In the listing that follows, retype every line from the first through the one containing "const fill = selected". Pictures are to be left out.
::::::::::
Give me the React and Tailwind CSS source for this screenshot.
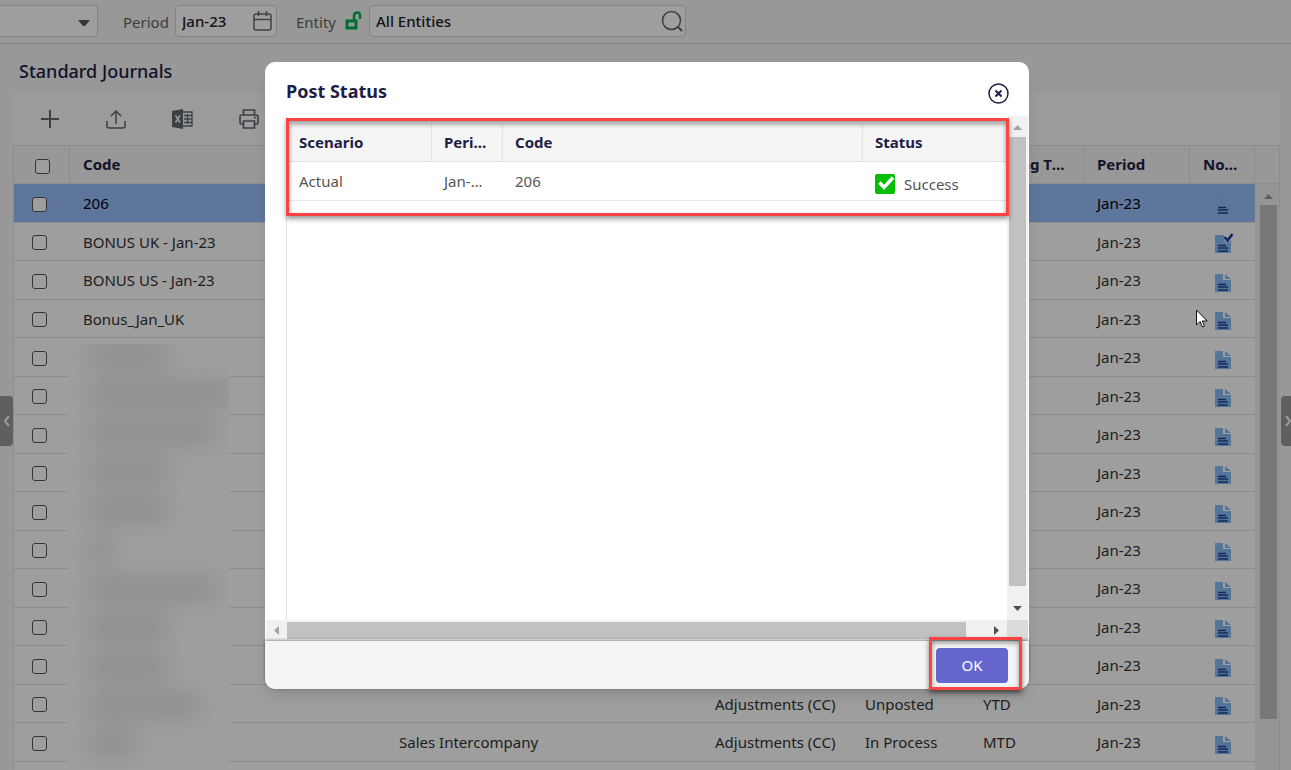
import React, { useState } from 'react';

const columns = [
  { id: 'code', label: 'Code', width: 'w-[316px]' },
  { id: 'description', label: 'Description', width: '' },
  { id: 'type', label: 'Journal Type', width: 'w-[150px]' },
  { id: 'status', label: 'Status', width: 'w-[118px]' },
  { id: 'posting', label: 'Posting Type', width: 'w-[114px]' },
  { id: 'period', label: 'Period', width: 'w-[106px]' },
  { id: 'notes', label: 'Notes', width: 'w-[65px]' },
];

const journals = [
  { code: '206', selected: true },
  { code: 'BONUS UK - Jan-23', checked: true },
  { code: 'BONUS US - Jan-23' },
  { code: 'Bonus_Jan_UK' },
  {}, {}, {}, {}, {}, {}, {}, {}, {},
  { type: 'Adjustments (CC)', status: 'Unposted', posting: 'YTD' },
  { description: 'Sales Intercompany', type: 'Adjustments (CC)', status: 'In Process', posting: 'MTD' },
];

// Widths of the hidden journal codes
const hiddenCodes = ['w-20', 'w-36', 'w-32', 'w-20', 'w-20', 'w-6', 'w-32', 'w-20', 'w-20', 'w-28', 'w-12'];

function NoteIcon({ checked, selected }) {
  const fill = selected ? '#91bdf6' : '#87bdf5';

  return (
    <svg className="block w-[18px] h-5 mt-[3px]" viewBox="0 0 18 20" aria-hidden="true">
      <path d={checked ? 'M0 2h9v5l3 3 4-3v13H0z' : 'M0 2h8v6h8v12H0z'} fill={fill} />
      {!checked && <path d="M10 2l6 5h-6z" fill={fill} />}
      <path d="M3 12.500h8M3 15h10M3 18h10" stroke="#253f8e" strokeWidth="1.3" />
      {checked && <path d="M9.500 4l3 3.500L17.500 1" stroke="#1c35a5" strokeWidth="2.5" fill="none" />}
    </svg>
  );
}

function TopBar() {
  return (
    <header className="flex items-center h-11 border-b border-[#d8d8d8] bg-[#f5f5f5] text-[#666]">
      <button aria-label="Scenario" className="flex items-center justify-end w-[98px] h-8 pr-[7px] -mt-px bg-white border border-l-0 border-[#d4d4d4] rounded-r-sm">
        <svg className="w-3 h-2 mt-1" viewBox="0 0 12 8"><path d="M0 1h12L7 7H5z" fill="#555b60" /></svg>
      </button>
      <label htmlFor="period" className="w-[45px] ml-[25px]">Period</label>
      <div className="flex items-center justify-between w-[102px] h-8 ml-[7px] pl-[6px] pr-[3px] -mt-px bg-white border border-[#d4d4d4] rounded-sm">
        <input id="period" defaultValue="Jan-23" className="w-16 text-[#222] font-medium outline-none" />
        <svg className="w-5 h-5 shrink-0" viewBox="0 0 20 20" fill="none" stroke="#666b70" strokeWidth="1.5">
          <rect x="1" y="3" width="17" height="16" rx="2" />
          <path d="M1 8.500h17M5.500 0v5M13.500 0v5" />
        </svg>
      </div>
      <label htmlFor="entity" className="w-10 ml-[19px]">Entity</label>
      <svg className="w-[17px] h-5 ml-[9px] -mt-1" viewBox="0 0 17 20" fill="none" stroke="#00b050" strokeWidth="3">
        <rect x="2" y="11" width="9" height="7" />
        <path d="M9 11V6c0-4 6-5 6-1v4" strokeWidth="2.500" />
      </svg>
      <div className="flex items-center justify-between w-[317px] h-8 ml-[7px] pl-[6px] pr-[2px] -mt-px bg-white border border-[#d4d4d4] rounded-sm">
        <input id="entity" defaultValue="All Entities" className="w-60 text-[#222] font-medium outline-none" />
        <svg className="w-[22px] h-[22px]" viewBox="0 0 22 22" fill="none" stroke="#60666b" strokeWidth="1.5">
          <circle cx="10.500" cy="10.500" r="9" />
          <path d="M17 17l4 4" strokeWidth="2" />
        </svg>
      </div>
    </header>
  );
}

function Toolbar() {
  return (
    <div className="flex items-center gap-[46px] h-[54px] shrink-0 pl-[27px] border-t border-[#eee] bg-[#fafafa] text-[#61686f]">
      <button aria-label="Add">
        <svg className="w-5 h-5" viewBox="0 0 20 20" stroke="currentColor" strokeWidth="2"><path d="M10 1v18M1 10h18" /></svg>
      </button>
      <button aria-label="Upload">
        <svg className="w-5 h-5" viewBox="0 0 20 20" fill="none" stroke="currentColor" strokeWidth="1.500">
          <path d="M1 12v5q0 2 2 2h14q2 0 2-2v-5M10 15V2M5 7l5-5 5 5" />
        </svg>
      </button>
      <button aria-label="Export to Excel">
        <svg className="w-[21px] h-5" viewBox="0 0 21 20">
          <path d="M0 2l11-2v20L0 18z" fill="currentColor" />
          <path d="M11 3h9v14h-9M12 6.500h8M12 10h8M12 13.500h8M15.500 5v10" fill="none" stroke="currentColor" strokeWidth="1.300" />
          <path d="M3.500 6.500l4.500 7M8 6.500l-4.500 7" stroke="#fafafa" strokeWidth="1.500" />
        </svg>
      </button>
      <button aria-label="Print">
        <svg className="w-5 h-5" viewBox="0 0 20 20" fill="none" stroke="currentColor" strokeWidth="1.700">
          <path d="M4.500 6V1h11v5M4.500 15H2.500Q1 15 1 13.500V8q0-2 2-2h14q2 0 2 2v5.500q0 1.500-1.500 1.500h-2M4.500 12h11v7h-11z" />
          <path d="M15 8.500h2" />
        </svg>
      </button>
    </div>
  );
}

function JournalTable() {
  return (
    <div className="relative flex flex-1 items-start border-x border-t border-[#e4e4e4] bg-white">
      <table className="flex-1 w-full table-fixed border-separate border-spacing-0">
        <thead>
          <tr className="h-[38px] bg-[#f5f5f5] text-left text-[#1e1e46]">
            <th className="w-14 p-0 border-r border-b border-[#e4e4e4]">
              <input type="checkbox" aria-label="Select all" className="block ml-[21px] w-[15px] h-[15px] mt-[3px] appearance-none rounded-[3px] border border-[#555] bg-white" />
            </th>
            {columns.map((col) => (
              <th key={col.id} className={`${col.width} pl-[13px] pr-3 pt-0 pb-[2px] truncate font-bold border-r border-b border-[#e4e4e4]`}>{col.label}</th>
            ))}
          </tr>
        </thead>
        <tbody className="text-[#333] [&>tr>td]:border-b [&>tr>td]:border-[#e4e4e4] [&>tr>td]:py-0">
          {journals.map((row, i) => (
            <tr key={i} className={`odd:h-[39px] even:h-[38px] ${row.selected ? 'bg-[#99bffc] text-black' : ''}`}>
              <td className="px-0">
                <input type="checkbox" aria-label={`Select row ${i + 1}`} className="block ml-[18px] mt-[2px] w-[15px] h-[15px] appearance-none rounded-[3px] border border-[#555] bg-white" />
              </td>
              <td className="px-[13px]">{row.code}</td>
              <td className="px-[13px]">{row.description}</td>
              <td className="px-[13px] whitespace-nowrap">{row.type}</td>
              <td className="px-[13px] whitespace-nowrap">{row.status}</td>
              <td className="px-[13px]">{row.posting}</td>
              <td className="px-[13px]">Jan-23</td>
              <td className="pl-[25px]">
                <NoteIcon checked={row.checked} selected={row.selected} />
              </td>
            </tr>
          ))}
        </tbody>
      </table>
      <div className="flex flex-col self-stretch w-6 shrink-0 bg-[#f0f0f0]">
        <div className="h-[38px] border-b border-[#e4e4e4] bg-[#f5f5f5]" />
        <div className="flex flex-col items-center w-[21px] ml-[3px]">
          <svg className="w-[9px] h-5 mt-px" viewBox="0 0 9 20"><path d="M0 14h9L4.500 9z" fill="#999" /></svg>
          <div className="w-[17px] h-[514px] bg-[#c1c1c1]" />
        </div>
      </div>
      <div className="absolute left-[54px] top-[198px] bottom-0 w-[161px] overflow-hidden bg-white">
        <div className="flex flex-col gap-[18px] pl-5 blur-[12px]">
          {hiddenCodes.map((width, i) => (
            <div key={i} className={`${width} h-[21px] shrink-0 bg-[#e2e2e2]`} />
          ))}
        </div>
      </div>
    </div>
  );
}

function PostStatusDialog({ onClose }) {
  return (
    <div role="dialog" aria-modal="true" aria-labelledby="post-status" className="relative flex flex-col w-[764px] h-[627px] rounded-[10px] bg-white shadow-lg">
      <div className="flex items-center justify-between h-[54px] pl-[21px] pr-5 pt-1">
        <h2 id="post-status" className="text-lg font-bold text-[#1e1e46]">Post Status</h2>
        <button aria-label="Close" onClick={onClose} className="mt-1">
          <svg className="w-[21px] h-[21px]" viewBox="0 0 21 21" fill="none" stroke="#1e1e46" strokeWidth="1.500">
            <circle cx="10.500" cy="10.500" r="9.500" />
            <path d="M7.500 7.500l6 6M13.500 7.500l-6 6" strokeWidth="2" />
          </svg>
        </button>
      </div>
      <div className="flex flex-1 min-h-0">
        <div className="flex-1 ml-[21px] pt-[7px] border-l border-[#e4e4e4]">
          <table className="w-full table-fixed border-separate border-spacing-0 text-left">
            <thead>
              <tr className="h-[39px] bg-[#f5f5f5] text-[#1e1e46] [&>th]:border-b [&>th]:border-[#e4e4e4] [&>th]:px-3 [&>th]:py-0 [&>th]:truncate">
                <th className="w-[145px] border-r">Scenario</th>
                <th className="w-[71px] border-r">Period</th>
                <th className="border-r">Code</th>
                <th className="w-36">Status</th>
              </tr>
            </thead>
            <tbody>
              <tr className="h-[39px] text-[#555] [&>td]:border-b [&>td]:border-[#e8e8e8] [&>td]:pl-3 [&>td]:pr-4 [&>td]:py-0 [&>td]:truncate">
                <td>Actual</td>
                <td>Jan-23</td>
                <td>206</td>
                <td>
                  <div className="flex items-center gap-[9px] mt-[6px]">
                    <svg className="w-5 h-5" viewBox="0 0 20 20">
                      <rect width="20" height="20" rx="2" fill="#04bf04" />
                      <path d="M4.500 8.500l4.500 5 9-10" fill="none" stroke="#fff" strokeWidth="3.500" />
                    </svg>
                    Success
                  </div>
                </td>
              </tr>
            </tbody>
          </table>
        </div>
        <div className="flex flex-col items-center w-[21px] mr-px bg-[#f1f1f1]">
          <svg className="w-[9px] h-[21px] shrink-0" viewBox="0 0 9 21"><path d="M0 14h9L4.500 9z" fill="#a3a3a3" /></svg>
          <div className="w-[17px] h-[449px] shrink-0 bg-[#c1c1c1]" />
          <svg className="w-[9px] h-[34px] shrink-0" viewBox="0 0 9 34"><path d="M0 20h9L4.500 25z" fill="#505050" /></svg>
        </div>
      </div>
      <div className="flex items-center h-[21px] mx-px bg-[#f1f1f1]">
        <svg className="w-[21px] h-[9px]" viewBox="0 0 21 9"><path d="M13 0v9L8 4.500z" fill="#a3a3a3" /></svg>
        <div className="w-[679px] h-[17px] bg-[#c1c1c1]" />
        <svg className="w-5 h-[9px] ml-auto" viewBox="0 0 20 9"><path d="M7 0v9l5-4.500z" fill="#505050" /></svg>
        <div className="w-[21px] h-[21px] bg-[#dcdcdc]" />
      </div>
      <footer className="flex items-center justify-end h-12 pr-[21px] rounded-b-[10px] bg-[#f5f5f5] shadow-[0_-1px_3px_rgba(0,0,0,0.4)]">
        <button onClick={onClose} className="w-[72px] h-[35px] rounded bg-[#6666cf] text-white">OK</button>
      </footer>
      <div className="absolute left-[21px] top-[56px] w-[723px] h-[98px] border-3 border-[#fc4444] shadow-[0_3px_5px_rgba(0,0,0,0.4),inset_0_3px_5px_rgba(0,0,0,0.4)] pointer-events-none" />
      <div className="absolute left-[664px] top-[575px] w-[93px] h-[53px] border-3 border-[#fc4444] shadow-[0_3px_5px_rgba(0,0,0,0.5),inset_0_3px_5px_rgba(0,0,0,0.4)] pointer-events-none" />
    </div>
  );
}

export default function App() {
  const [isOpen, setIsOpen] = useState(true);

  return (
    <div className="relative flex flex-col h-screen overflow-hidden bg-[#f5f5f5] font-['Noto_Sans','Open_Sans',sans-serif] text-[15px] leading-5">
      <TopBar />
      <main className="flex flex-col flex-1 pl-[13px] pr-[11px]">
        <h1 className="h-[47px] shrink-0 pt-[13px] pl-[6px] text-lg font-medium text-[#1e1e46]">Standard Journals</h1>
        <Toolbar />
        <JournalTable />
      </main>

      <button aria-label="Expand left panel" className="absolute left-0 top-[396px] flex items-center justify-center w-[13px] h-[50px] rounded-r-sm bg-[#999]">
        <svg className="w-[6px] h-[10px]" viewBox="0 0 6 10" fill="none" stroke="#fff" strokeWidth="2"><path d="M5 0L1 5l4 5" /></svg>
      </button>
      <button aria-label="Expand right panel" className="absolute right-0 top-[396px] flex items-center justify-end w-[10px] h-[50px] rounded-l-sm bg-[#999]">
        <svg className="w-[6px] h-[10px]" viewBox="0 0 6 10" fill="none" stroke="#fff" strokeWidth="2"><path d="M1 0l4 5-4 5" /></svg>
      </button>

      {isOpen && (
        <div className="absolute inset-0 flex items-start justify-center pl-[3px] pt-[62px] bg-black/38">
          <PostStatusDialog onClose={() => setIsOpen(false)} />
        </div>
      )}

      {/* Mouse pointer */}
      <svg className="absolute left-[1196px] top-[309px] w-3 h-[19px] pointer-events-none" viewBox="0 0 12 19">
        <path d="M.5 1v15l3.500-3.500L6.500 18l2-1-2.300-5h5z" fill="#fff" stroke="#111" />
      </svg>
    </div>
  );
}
::::::::::
**Solution below**:
Give me the React and Tailwind CSS source for this screenshot.
import React, { useState } from 'react';

const columns = [
  { id: 'code', label: 'Code', width: 'w-[316px]' },
  { id: 'description', label: 'Description', width: '' },
  { id: 'type', label: 'Journal Type', width: 'w-[150px]' },
  { id: 'status', label: 'Status', width: 'w-[118px]' },
  { id: 'posting', label: 'Posting Type', width: 'w-[114px]' },
  { id: 'period', label: 'Period', width: 'w-[106px]' },
  { id: 'notes', label: 'Notes', width: 'w-[65px]' },
];

const journals = [
  { code: '206', selected: true },
  { code: 'BONUS UK - Jan-23', checked: true },
  { code: 'BONUS US - Jan-23' },
  { code: 'Bonus_Jan_UK' },
  {}, {}, {}, {}, {}, {}, {}, {}, {},
  { type: 'Adjustments (CC)', status: 'Unposted', posting: 'YTD' },
  { description: 'Sales Intercompany', type: 'Adjustments (CC)', status: 'In Process', posting: 'MTD' },
];

// Widths of the hidden journal codes
const hiddenCodes = ['w-20', 'w-36', 'w-32', 'w-20', 'w-20', 'w-6', 'w-32', 'w-20', 'w-20', 'w-28', 'w-12'];

function NoteIcon({ checked, selected }) {
  const fill = selected ? '#91bdf6' : '#87bdf5';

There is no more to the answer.